(Photo: Russell Limprecht / Flickr)
The Koch brothers, two billionaires who have funded a staunchly anti-government agenda for years, will be hosting a confidential strategy meeting in January, intended to "counter the most severe threats facing our free society." This event highlights a deeper current of money that has been invested in an anti-government policy agenda that goes back decades.
In the midst of this past election season, candidates across the country engaged in an ideological battle with one side claiming that government is the problem and the other side claiming that we cannot solve our problems without effective government. This battle continues to take place on a dramatically uneven playing field. It has been stacked against the public good for decades by deep pockets of corporate wealth.
Policy Agendas More Important Than Election Cycles
David Calahan, a researcher who studies the ideological basis of philanthropy, published a major report in 1999 titled "$1 Billion for Ideas: Conservative Think Tanks in the 1990's" that describes the web of money that flowed through the top 20 Conservative think tanks in the United States. He identified the strategies that allow a well-funded minority to dominate public discourse and set the agenda for the country. One of his major assertions was this:
"In fact, the more fundamental changes in American politics may not be in election results, but rather in the rise and fall of different ideas and their attendant policy agendas."
Consider the impacts of the Tea Party Movement that arose after President Obama took office. A nonelection agenda was initiated to frame the debate around anti-government sentiments. Its veneer of grassroots populism conceals a vast network of media outlets, high-profile spokespeople, training centers and deep pocketed funders who made the Tea Party possible. And yes, the Koch brothers are major donors of the effort.
How were they able to get Tea Party candidates on so many ballots? Why do even the incumbent Republicans feel that they must conform to the extreme views of people like Sarah Palin, Glenn Beck and Rush Limbaugh? The answer is that a massive communications infrastructure has been built to reward those who conform (and punish all the rest).
Investing in the long haul pays off.
After building a vast infrastructure, it was pretty straightforward to rile up millions of people, especially since these very people experience the brunt of economic collapse.
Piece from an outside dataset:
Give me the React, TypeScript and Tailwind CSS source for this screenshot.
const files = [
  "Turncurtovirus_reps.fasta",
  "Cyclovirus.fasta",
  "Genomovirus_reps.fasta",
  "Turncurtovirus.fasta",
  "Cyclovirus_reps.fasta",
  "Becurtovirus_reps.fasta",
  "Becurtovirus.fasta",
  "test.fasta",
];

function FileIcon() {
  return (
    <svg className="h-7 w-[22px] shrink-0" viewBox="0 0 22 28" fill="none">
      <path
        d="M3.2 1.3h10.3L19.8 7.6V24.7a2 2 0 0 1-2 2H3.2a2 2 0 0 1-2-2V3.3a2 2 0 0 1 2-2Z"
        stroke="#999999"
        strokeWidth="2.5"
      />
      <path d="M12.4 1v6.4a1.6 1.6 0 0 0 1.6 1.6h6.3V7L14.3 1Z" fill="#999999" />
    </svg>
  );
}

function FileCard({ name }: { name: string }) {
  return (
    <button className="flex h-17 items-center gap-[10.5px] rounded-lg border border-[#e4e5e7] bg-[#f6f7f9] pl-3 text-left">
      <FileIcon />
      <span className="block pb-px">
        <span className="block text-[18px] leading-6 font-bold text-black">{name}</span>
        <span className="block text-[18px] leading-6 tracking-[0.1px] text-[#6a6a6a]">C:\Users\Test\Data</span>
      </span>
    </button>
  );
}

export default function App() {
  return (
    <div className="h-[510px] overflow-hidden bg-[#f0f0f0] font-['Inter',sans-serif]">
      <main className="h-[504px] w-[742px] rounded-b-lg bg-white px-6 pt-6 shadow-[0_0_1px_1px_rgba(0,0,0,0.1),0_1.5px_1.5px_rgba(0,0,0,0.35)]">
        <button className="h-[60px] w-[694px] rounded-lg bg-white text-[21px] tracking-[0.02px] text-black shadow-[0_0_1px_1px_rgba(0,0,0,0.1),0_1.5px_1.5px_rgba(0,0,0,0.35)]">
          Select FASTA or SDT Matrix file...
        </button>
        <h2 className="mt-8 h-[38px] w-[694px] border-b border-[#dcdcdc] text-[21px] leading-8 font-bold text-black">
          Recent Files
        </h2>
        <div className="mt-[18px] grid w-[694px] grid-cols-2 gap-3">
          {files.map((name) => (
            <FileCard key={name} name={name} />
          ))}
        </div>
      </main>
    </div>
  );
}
The ironies run deep in that those who have been hurt the most by deregulation and privatization are the foot soldiers rallied to the call of freedom by this effective system for mass manipulation of public opinion.
How Far Back Does This Go?
The first major effort to build an anti-government communications system can be traced back to 1971 and the "Powell Memo," written by Lewis F. Powell. It laid out the ideas that influenced wealthy conservative businessmen to build a web of think tanks, media outlets and recruitment centers that would go on the offensive and destroy public good will toward government. For nearly 40 years now, this system has been growing in size and sophistication. And it is surgical in its precision and effectiveness.
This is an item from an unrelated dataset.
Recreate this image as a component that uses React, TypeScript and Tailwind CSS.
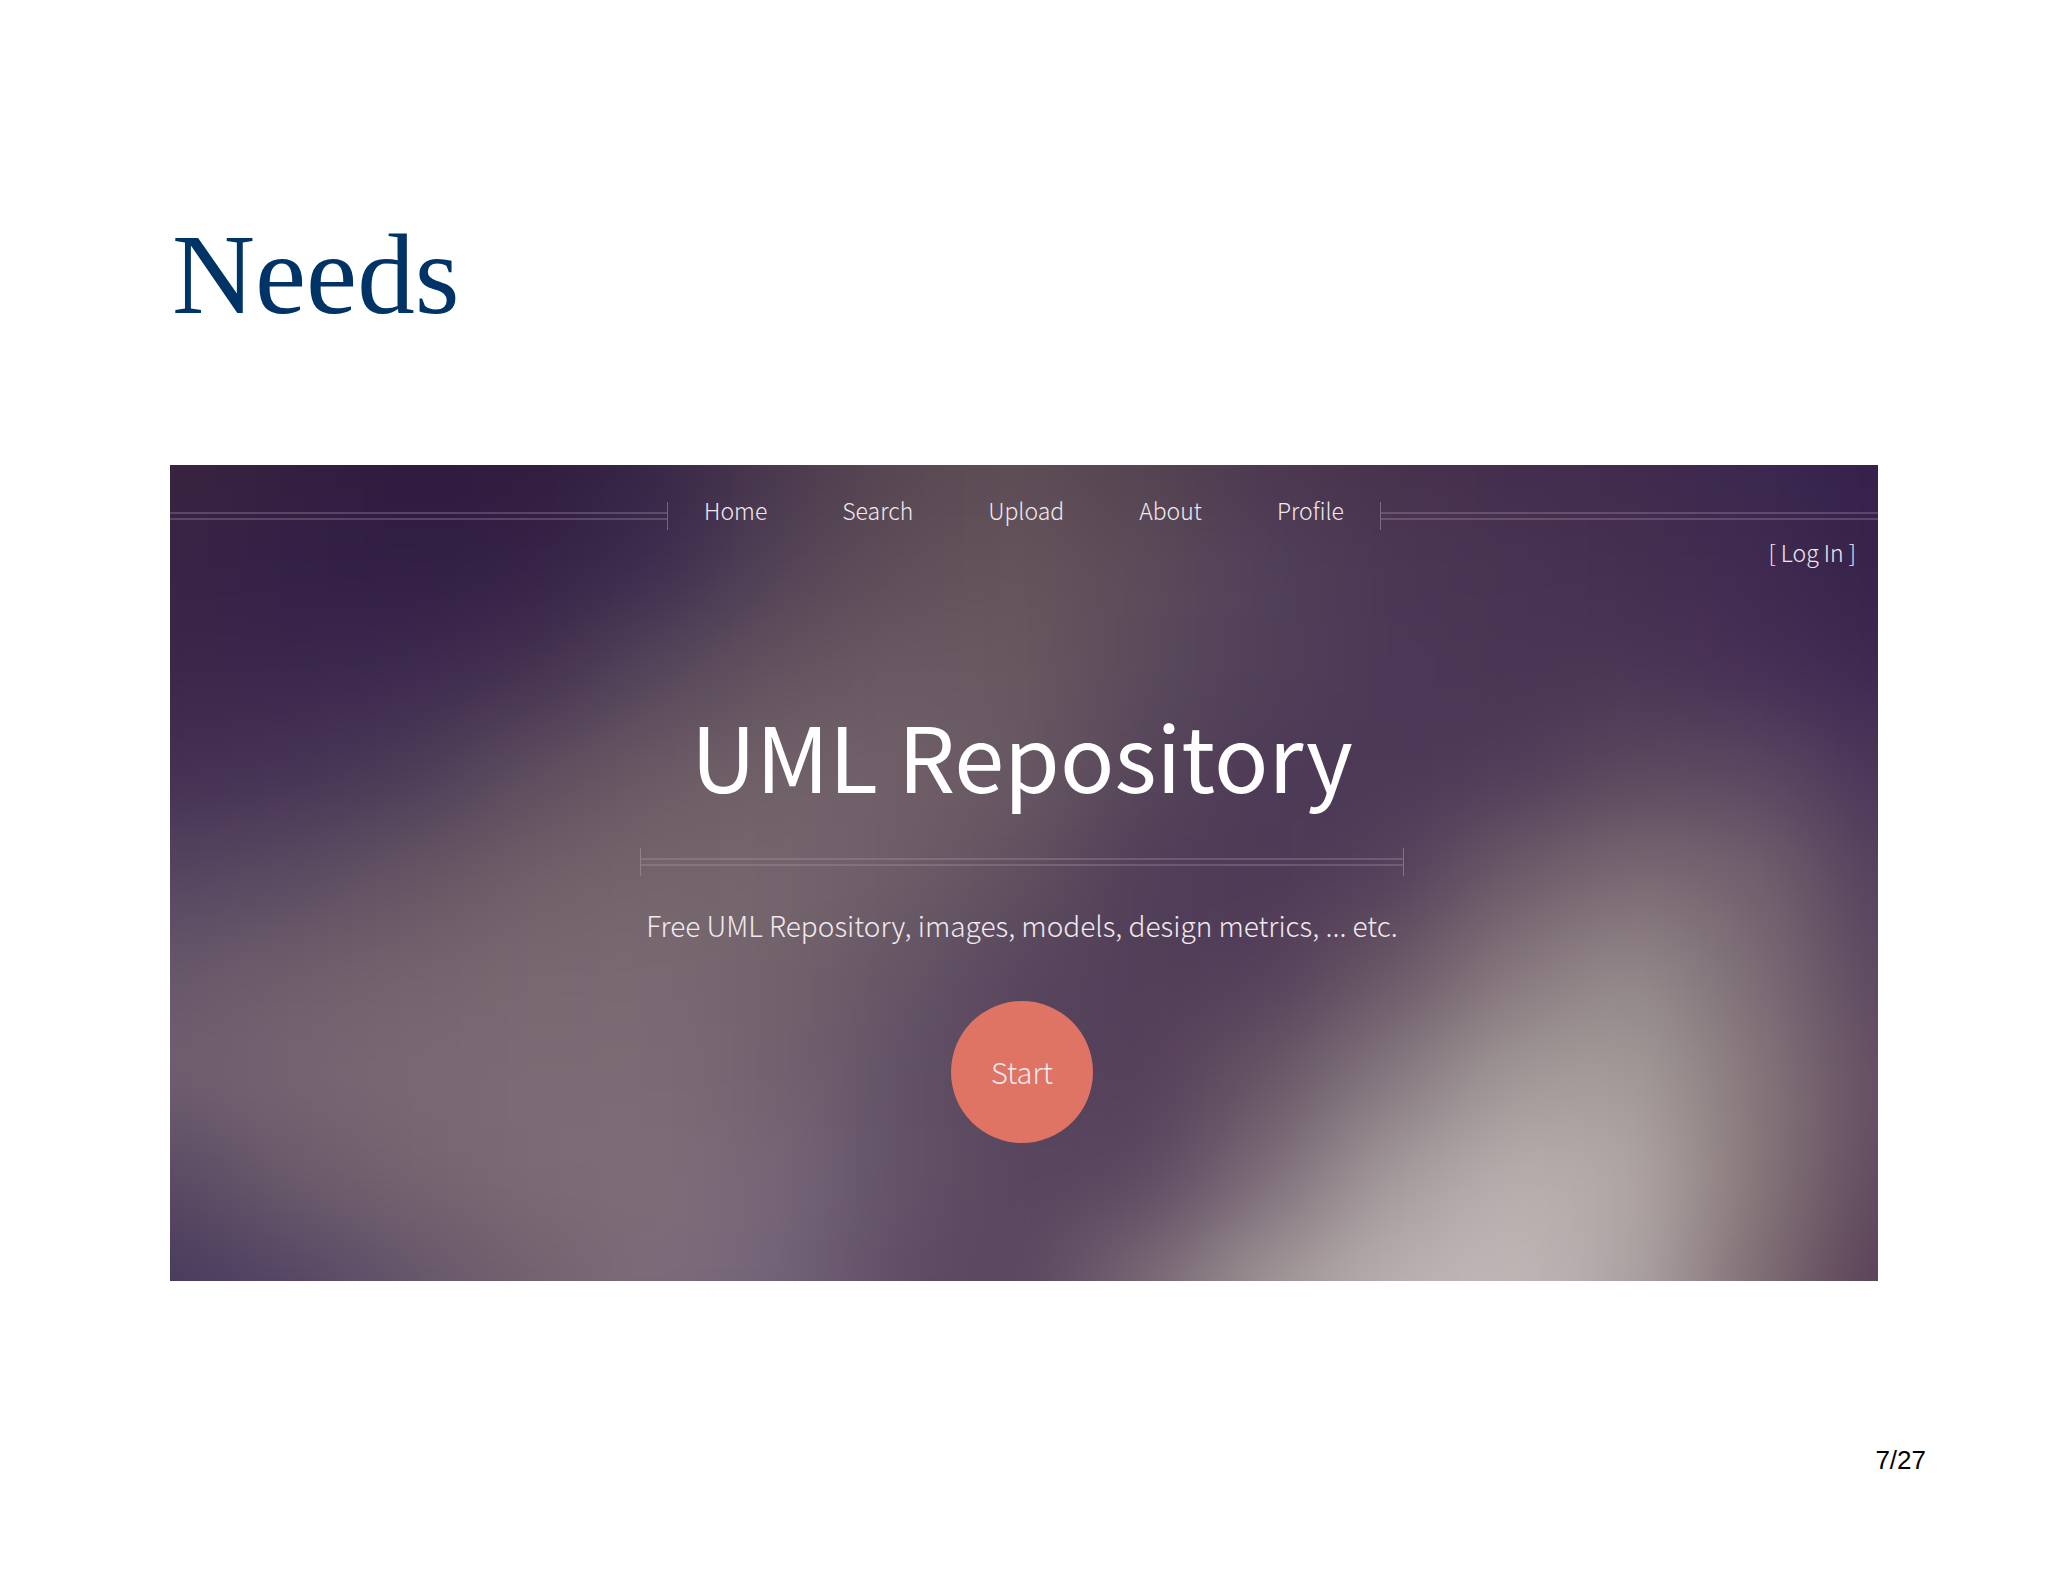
const NAV_ITEMS = ['Home', 'Search', 'Upload', 'About', 'Profile']

// Colour mesh for the hero backdrop, one row per horizontal band
const MESH = [
  ['#38243f', '#33203f', '#2d1a3e', '#301d3e', '#382647', '#4a394d', '#584852', '#5d4d56', '#544350', '#4b3850', '#47324c', '#432d4e', '#402b4c', '#3b2850', '#34204a'],
  ['#382445', '#342047', '#321e45', '#352246', '#3e2c50', '#534356', '#604f59', '#65545a', '#5c4b59', '#51405a', '#4b3754', '#483352', '#452f50', '#402a50', '#37224a'],
  ['#3b2749', '#3b274c', '#3d294f', '#443150', '#56465a', '#64545f', '#6a5a64', '#68585f', '#5a4a5c', '#513f58', '#4c3857', '#4a3553', '#4a3555', '#462f55', '#3e2852'],
  ['#443053', '#463355', '#4c3b57', '#5e4e5e', '#6b5b65', '#706169', '#705f69', '#685863', '#564559', '#4d3a57', '#4b3856', '#4f3c59', '#5a495d', '#5a4861', '#4a3559'],
  ['#55445f', '#5a4a61', '#655563', '#706069', '#74656b', '#75656d', '#6d5d67', '#60505e', '#503d58', '#4d3955', '#523f5a', '#6c5b68', '#7b6a73', '#73626e', '#54405c'],
  ['#67576a', '#6f5f6b', '#74646e', '#786870', '#796972', '#72626b', '#655565', '#57455f', '#523e57', '#543f5a', '#695765', '#87787e', '#958a8c', '#7c6d75', '#5b475f'],
  ['#6e5e6e', '#756573', '#796973', '#7b6b74', '#7b6b74', '#726270', '#625166', '#56445d', '#543f59', '#665564', '#857880', '#a39998', '#a59c99', '#86777b', '#634d61'],
  ['#5a4963', '#6b5b6a', '#756570', '#7b6b74', '#7f6e78', '#766677', '#635267', '#57455d', '#5b4860', '#7d6d79', '#a59b9c', '#b9afaf', '#b2a8a6', '#877779', '#5f4a5f'],
  ['#483a5d', '#554565', '#65556a', '#73636f', '#7c6b7a', '#736378', '#5e4c65', '#59465f', '#796975', '#a09596', '#bbb0b1', '#c2b8b8', '#aea3a4', '#7f6e74', '#583f55'],
]
const CELL_W = 122
const CELL_H = 102

// Cells are centred on their sample point, so one extra ring is repeated outside the frame
const clamp = (n: number, max: number) => Math.min(Math.max(n, 0), max)
const MESH_ROWS = Array.from({ length: MESH.length + 2 }, (_, i) => i - 1)
const MESH_COLS = Array.from({ length: MESH[0].length + 2 }, (_, i) => i - 1)

function Backdrop() {
  return (
    <svg
      className="absolute inset-0 h-full w-full"
      viewBox="0 0 1708 817"
      preserveAspectRatio="none"
      aria-hidden="true"
    >
      <defs>
        <filter
          id="soften"
          filterUnits="userSpaceOnUse"
          x="-183"
          y="-153"
          width="2074"
          height="1122"
          colorInterpolationFilters="sRGB"
        >
          <feGaussianBlur stdDeviation="50 42" />
        </filter>
      </defs>
      <g filter="url(#soften)" shapeRendering="crispEdges">
        {MESH_ROWS.map((r) =>
          MESH_COLS.map((c) => (
            <rect
              key={`${r}:${c}`}
              x={c * CELL_W - CELL_W / 2}
              y={r * CELL_H - CELL_H / 2}
              width={CELL_W}
              height={CELL_H}
              fill={MESH[clamp(r, MESH.length - 1)][clamp(c, MESH[0].length - 1)]}
            />
          )),
        )}
      </g>
    </svg>
  )
}

function Rail() {
  return <div className="h-2 flex-1 border-y-2 border-[#b49bb4]/30" />
}

function Tick() {
  return <div className="h-7 w-px bg-[#b49bb4]/50" />
}

export default function App() {
  return (
    <main className="min-h-screen bg-white px-[170px] pt-[211px] pb-[100px]">
      <h1 className="pl-0.5 font-['Liberation_Serif',serif] text-[115px] leading-[128px] text-[#003366]">Needs</h1>

      <section className="relative mt-[126px] overflow-hidden bg-[#4e3a56] pb-[138px] font-['Noto_Sans_CJK_SC',sans-serif] font-light text-[#f0e9ee]">
        <Backdrop />

        <div className="relative">
          <header className="flex items-center pt-[31px]">
            <Rail />
            <Tick />
            <nav className="flex gap-[75px] px-9 pb-3 text-[23px] leading-7">
              {NAV_ITEMS.map((item) => (
                <a key={item} href="#">
                  {item}
                </a>
              ))}
            </nav>
            <Tick />
            <Rail />
          </header>

          <div className="flex justify-end pr-[22px] text-[23px] leading-8">
            <a href="#">[ Log In ]</a>
          </div>

          <div className="mx-auto flex w-fit flex-col items-center pt-[120px] pr-1">
            <h2 className="text-[90px] leading-[132px] font-normal text-white">UML Repository</h2>
            <div className="mt-7 flex w-full items-center">
              <Tick />
              <Rail />
              <Tick />
            </div>
            <p className="mt-[29px] px-1.5 text-[28px] leading-10">
              Free UML Repository, images, models, design metrics, ... etc.
            </p>
            <button type="button" className="mt-14 size-[142px] rounded-full bg-[#df7364] text-[29px]">
              Start
            </button>
          </div>
        </div>
      </section>

      <footer className="-mr-12 pt-[163px] text-right font-['Liberation_Sans',sans-serif] text-[26px] leading-8 text-black">
        7/27
      </footer>
    </main>
  )
}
The impacts on the US economy and political system have been devastating. These graphs tell the story well ... rising international debt, increasing concentrations of wealth, lost savings of working people, explosive individual debt. The list goes on and on. All corresponding with the advance of an anti-government agenda throughout the '80s, '90s and 2000s.
A toxic attitude was spread like a virus and the harmful policies followed. We are now living in a country where the top 10 percent control nearly all of the wealth alongside a working poor living in third-world conditions. The uneven playing field has given obvious advantage to those who had the wealth to begin with.
Where Is the Progressive Response?
All hope is not lost. A number of progressive donors finally got the wake-up call in 2005 and created the Democracy Alliance. They began pooling their money to invest in think tanks and media outlets of their own. Organizations like Campaign for America's Future, Commonweal Institute and Center for American Progress have come into being and are attempting to catch up. But the opposition has a 35-year advantage.
Unfortunately, the progressive movement suffered a major casualty in April of 2008. The Rockridge Institute closed its doors due to inadequate funding support from donors. Rockridge was a unique think tank founded by George Lakoff to analyze political frames in public discourse in order to help progressives navigate the toxic culture wars of American politics. One of the major causes for this loss was the massive flux of money into the 2008 election cycle. Short-term gains were given myopic focus and the long term was sacrificed.
I worked at the Rockridge Institute during this period. On the last day of the institute, Evan Frisch and I made a plea to the progressive community that we must invest in cognitive infrastructure. Here's a snippet of what we said:
"Create a new progressive infrastructure that embodies our ideals and values. This includes a cognitive infrastructure - the ideas, values and modes of thought that express the progressive vision. Simply churning out more policy proposals and statistical analyses without taking into account what people understand the situation to be will leave the populace bored, confused and distant from the political process."
This plea is more timely than ever today. The progressive response remains inadequate because we don't share a common vision, nor do we invest in the long haul. So, we saw an election where Democrats were blamed for the harms caused by anti-government Republicans (and a spattering of Conservative Democrats who have infiltrated the other party). The instigators of harm are smearing the real heroes. And it's working!
If we are to turn the tide on this culture war and reclaim the Spirit of America, we're going to need to arm ourselves with knowledge about the origins of anti-government sentiments. And we're going to need to invest in pro-government, pro-community ideas of our own.